12.2.7 Merging Sorted Iterables

The heapq.merge() function can merge multiple sorted iterables into a single sorted iterable. This function is useful when you need to merge already sorted datasets.

Example: Merging Sorted Lists

import heapq

# Two sorted lists
list1 = [1, 3, 5, 7]
list2 = [2, 4, 6, 8]

# Merge the two lists
merged = heapq.merge(list1, list2)

# Print the merged sorted list
print(list(merged))  # Output: [1, 2, 3, 4, 5, 6, 7, 8]

In this example:

  • heapq.merge() merges two sorted lists into a single sorted iterable without requiring additional sorting.

12.2.8 Summary

The heapq module provides efficient heap-based operations, making it ideal for tasks that require constant-time access to the smallest or largest elements in a dataset.
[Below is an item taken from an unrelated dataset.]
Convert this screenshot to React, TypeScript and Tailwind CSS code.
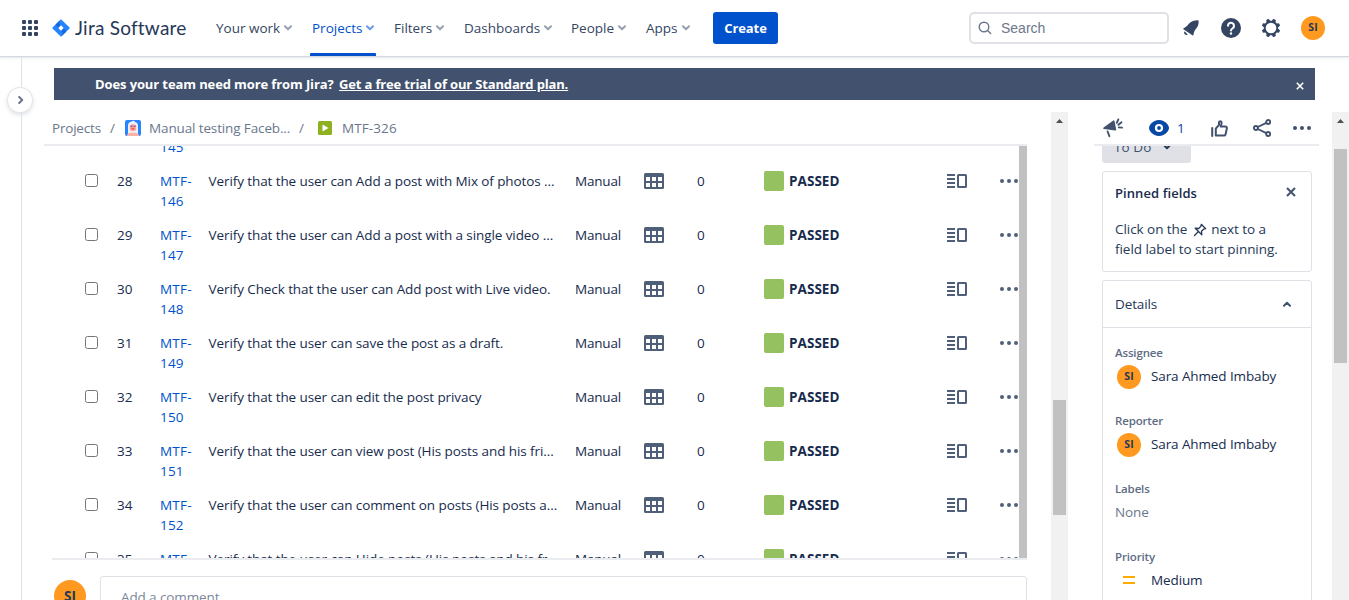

You can use heapq to implement priority queues, min-heaps, max-heaps, and other

efficient sorting or queuing algorithms.

Key Functions:

  • heappush(): Adds an item to the heap, maintaining the heap property.
  • heappop(): Removes and returns the smallest item from the heap.
  • heapify(): Converts a list into a heap.
  • nlargest() and nsmallest(): Return the n largest or smallest items from a dataset.
  • merge(): Merges multiple sorted iterables.

By mastering the heapq module, you can write efficient algorithms for tasks like scheduling, resource management, and finding the top n elements in large datasets.